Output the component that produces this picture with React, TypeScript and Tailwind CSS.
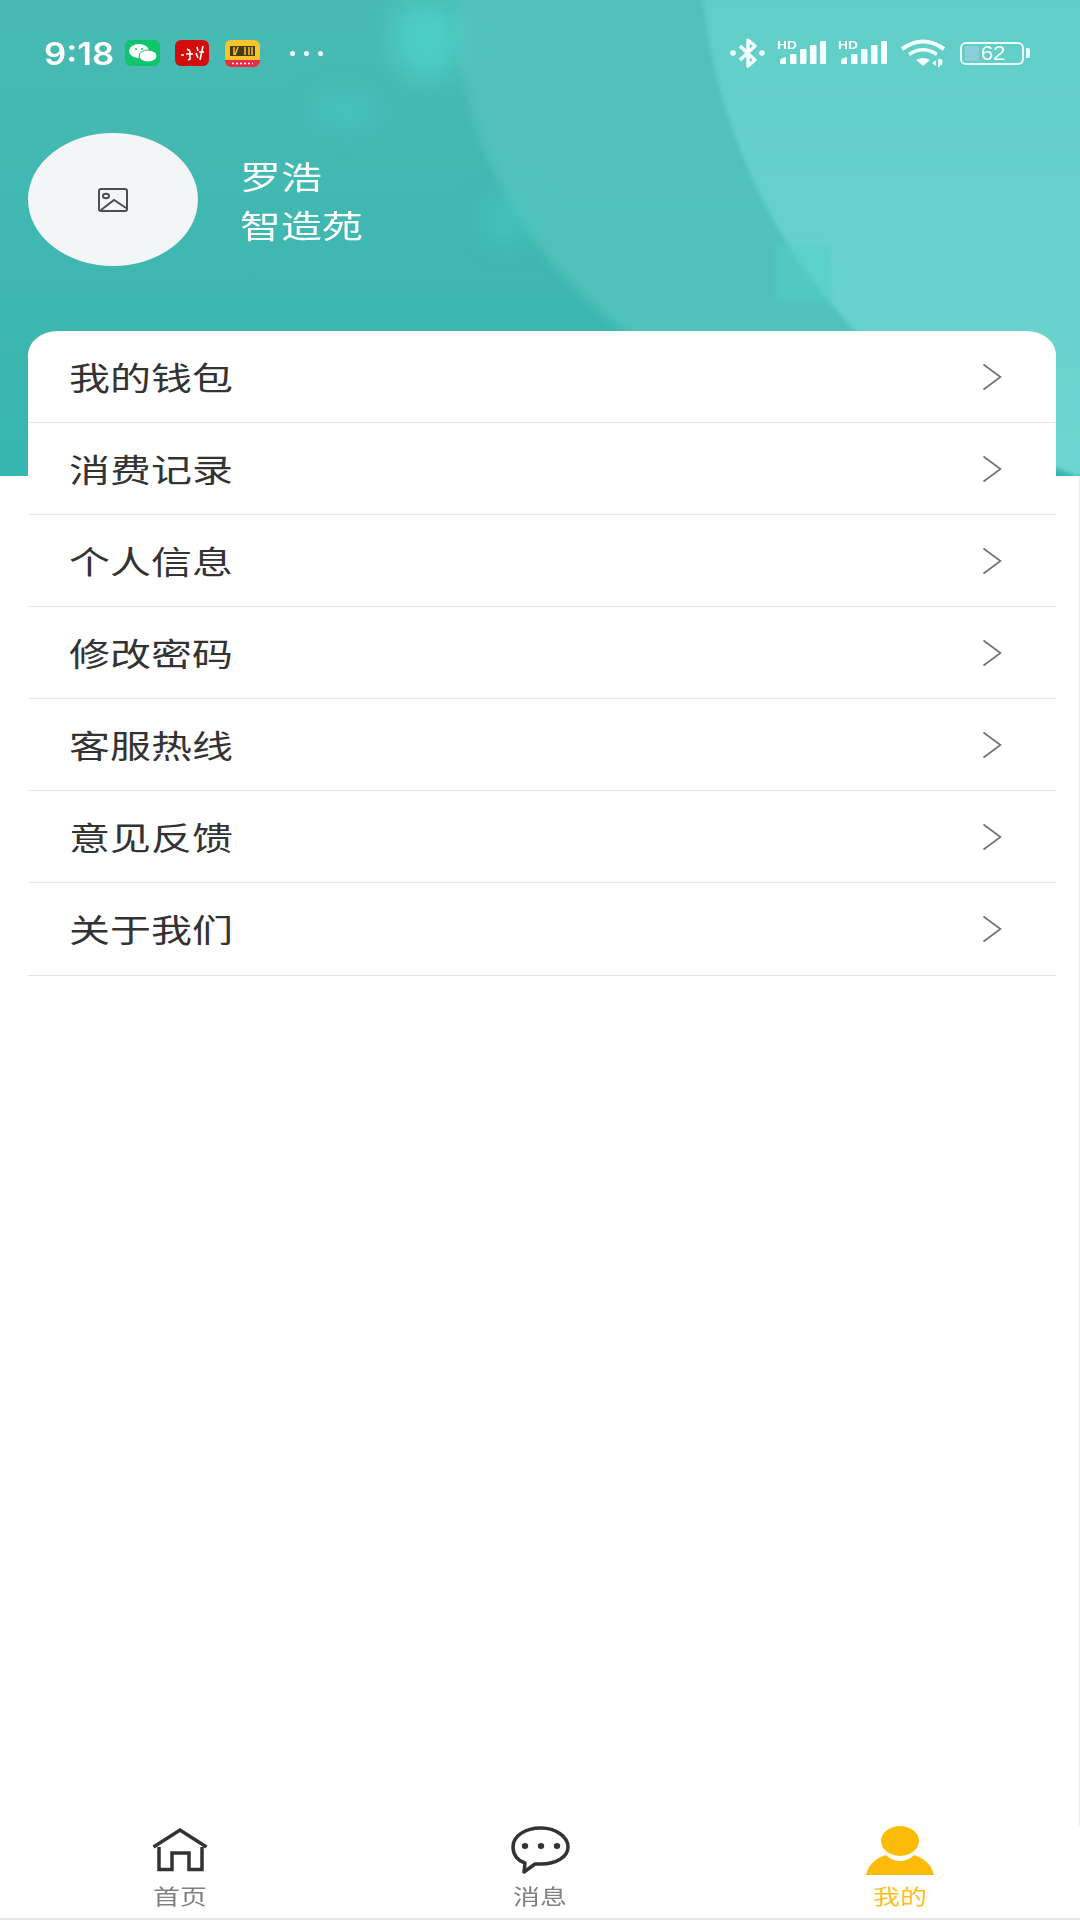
import React from 'react';

const menu = ['我的钱包', '消费记录', '个人信息', '修改密码', '客服热线', '意见反馈', '关于我们'];

const cjk = 'font-["Noto_Sans_CJK_SC","Noto_Sans",sans-serif]';

function Signal() {
  return (
    <div className="relative w-[49px] h-[24px]">
      <span className="absolute left-0 top-[-1px] text-[11px] leading-[10px] font-bold text-white scale-x-[1.25] origin-left font-['Liberation_Sans',sans-serif]">HD</span>
      <svg width="49" height="24" viewBox="0 0 49 24" fill="#f2fffd">
        <path d="M3 23v-3q0-3 6-4v7z" />
        <rect x="13" y="13" width="6.500" height="10" rx="1" />
        <rect x="23" y="8" width="6.500" height="15" rx="1" />
        <rect x="33" y="4" width="6.500" height="19" rx="1" />
        <rect x="43" y="0" width="6" height="23" rx="1" />
      </svg>
    </div>
  );
}

function StatusBar() {
  return (
    <div className="relative flex items-center h-[106px] pl-[44px] pr-[50px] text-white">
      <span className="w-[81px] text-[31px] font-semibold leading-none scale-x-[1.12] origin-left font-['Inter',sans-serif]">9:18</span>
      <svg width="35" height="26" viewBox="0 0 35 26">
        <rect width="35" height="26" rx="6" fill="#10c46c" />
        <ellipse cx="14" cy="11" rx="10" ry="7" fill="#fff" />
        <ellipse cx="23" cy="16" rx="9" ry="6" fill="#fff" stroke="#10c46c" />
        <circle cx="11" cy="9" r="1" fill="#10c46c" />
        <circle cx="17" cy="9" r="1" fill="#10c46c" />
      </svg>
      <svg className="ml-[15px]" width="34" height="26" viewBox="0 0 34 26">
        <rect width="34" height="26" rx="6" fill="#d40c0c" />
        <path d="M6 15h3M12 9l3 2M11 14h7M15 11v9M13 20l2-1M22 7l1 4M21 13l2 5M28 6l-3 14M24 12h5" stroke="#fff" strokeWidth="1.600" fill="none" />
      </svg>
      <svg className="ml-[16px]" width="35" height="27" viewBox="0 0 35 27">
        <rect width="35" height="27" rx="6" fill="#f6c52b" />
        <path d="M0 20h35v1a6 6 0 0 1-6 6H6a6 6 0 0 1-6-6z" fill="#ee2b45" />
        <rect x="5" y="6" width="25" height="10" fill="#4a3a14" />
        <path d="M9 7v8M13 7l-3 8M20 7v8M24 7v8M27 7v8" stroke="#f6c52b" strokeWidth="1.500" />
        <path d="M7 23.500h21" stroke="#fff" strokeWidth="1.500" strokeDasharray="2 2" />
      </svg>
      <div className="flex gap-[9px] ml-[30px]">
        <span className="w-[5px] h-[5px] rounded-full bg-[#f2fffd]" />
        <span className="w-[5px] h-[5px] rounded-full bg-[#f2fffd]" />
        <span className="w-[5px] h-[5px] rounded-full bg-[#f2fffd]" />
      </div>
      <div className="flex items-center ml-auto">
        <svg width="36" height="32" viewBox="0 0 36 32" fill="none">
          <path d="M10 9l15 14-7 6V3l7 6-15 14" stroke="#f2fffd" strokeWidth="3.500" strokeLinejoin="round" />
          <circle cx="3" cy="16" r="2.800" fill="#f2fffd" />
          <circle cx="32" cy="16" r="2.800" fill="#f2fffd" />
        </svg>
        <div className="ml-[11px]"><Signal /></div>
        <div className="ml-[12px]"><Signal /></div>
        <svg className="ml-[13px]" width="47" height="28" viewBox="0 0 47 28" fill="none">
          <path d="M2 10Q23-5 44 10" stroke="#f2fffd" strokeWidth="4" />
          <path d="M9 15.500Q23 6 37 15.500" stroke="#f2fffd" strokeWidth="3.500" />
          <path d="M16 21Q23 17 30 21L23 27z" fill="#f2fffd" />
          <path d="M36 21l-4 3 4 3zM38 20h2.500q2 0 2 3t-2 3H40v2h-2z" fill="#f2fffd" />
        </svg>
        <div className="ml-[13px] flex items-center">
          <div className="relative flex items-center justify-center w-[64px] h-[23px] rounded-[6px] border-2 border-[#ecfffc] overflow-hidden">
            <span className="absolute left-[3px] top-[2px] bottom-[2px] w-[14px] bg-[#8ccfd8]" />
            <span className="relative left-[1px] text-[20px] leading-none text-white scale-x-[1.12] font-['Liberation_Sans',sans-serif]">62</span>
          </div>
          <span className="ml-[2px] w-[4px] h-[10px] rounded-r-[2px] bg-[#ecfffc]" />
        </div>
      </div>
    </div>
  );
}

function Header() {
  return (
    <div className="relative h-[476px] shrink-0 overflow-hidden bg-gradient-to-b from-[#48bab3] to-[#36b6af]">
      {/* background art */}
      <div className="absolute left-[456px] top-[-407px] w-[814px] h-[814px] rounded-full bg-gradient-to-b from-[#54bfb8] to-[#50c2bb] blur-[5px]" />
      <div className="absolute left-[700px] top-[-630px] w-[1140px] h-[1140px] rounded-full bg-gradient-to-b from-[#5acbc4] via-[#5fcdc6] to-[#6dd6d0] blur-[2px]" />
      <div className="absolute left-[392px] top-[0px] w-[70px] h-[80px] rounded-full bg-[#4fd6cc]/70 blur-[14px]" />
      <div className="absolute left-[310px] top-[92px] w-[70px] h-[38px] rounded-full bg-[#48ccc4]/50 blur-[12px]" />
      <div className="absolute left-[480px] top-[195px] w-[50px] h-[50px] rounded-full bg-[#48ccc4]/50 blur-[12px]" />
      <div className="absolute left-[776px] top-[245px] w-[55px] h-[55px] bg-[#52cfc7]/50 blur-[3px]" />

      <StatusBar />
      <div className="relative flex items-center pt-[27px] pl-[28px]">
        <div className="flex items-center justify-center w-[170px] h-[133px] rounded-[50%] bg-[#f4f5f6]">
          <svg width="30" height="24" viewBox="0 0 30 24" fill="none" stroke="#4b4d50" strokeWidth="2">
            <rect x="1" y="1" width="28" height="22" rx="2" />
            <ellipse cx="8" cy="8" rx="3" ry="2.300" />
            <path d="M3 22l13-10 12 8" />
          </svg>
        </div>
        <div className={`ml-[42px] text-white text-[32px] leading-[49px] ${cjk}`}>
          <div className="scale-x-[1.28] origin-left">罗浩</div>
          <div className="scale-x-[1.28] origin-left">智造苑</div>
        </div>
      </div>
    </div>
  );
}

function TabBar() {
  return (
    <div className={`grid grid-cols-3 h-[94px] shrink-0 border-b-2 border-[#e6e6e6] text-[21px] leading-[26px] ${cjk}`}>
      <div className="flex flex-col items-center text-[#808080]">
        <svg className="h-[50px]" width="56" height="50" viewBox="0 0 56 50" fill="none" stroke="#333" strokeWidth="3.500">
          <path d="M1.500 21L28 4l26.500 17" />
          <path d="M7 21v22.500h13V27h17v16.500h13V21" />
        </svg>
        <span className="mt-[6px] scale-x-[1.28]">首页</span>
      </div>
      <div className="flex flex-col items-center text-[#808080]">
        <svg className="h-[50px]" width="60" height="50" viewBox="0 0 60 50" fill="none">
          <path d="M31 2C15 2 3 10 3 21c0 8 5 14 12 16l-1 9 11-8h6c15 0 27-7 27-17S46 2 31 2z" stroke="#333" strokeWidth="3.500" strokeLinejoin="round" />
          <ellipse cx="15" cy="20" rx="3.200" ry="3" fill="#333" />
          <ellipse cx="31" cy="20" rx="3.200" ry="3" fill="#333" />
          <ellipse cx="47" cy="20" rx="3.200" ry="3" fill="#333" />
        </svg>
        <span className="mt-[6px] scale-x-[1.28]">消息</span>
      </div>
      <div className="flex flex-col items-center text-[#fdc020]">
        <svg className="h-[50px]" width="68" height="50" viewBox="0 0 68 50" fill="#fdbb09">
          <ellipse cx="34" cy="15" rx="19" ry="15" />
          <path d="M0 49C2 39 10 32 20 29c4 4 9 6 14 6s10-2 14-6c10 3 18 10 20 20z" />
        </svg>
        <span className="mt-[6px] scale-x-[1.28]">我的</span>
      </div>
    </div>
  );
}

export default function App() {
  return (
    <div className="flex flex-col w-[1080px] h-[1920px] bg-white overflow-hidden">
      <Header />
      <div className="flex-1 border-r border-[#eeeeee]">
        <div className={`relative -mt-[145px] mx-[28px] w-[1028px] rounded-tl-[30px_24px] rounded-tr-[30px_24px] bg-white ${cjk}`}>
          {menu.map((label, i) => (
            <div
              key={label}
              className={`flex items-center justify-between pl-[41px] pr-[54px] border-b ${i === menu.length - 1 ? 'h-[93px] border-[#e2e2e2]' : 'h-[92px] border-[#e9e9e9]'}`}
            >
              <span className="text-[32px] text-[#333] scale-x-[1.28] origin-left -translate-y-px">{label}</span>
              <svg width="20" height="28" viewBox="0 0 20 28" fill="none" stroke="#707070" strokeWidth="1.600">
                <path d="M1.500 1.500L18.500 14L1.500 26.500" />
              </svg>
            </div>
          ))}
        </div>
      </div>
      <TabBar />
    </div>
  );
}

» What is expected:
Search the lines above for the string "React", then show every one that has it.

» Solution:
Output the component that produces this picture with React, TypeScript and Tailwind CSS.
import React from 'react';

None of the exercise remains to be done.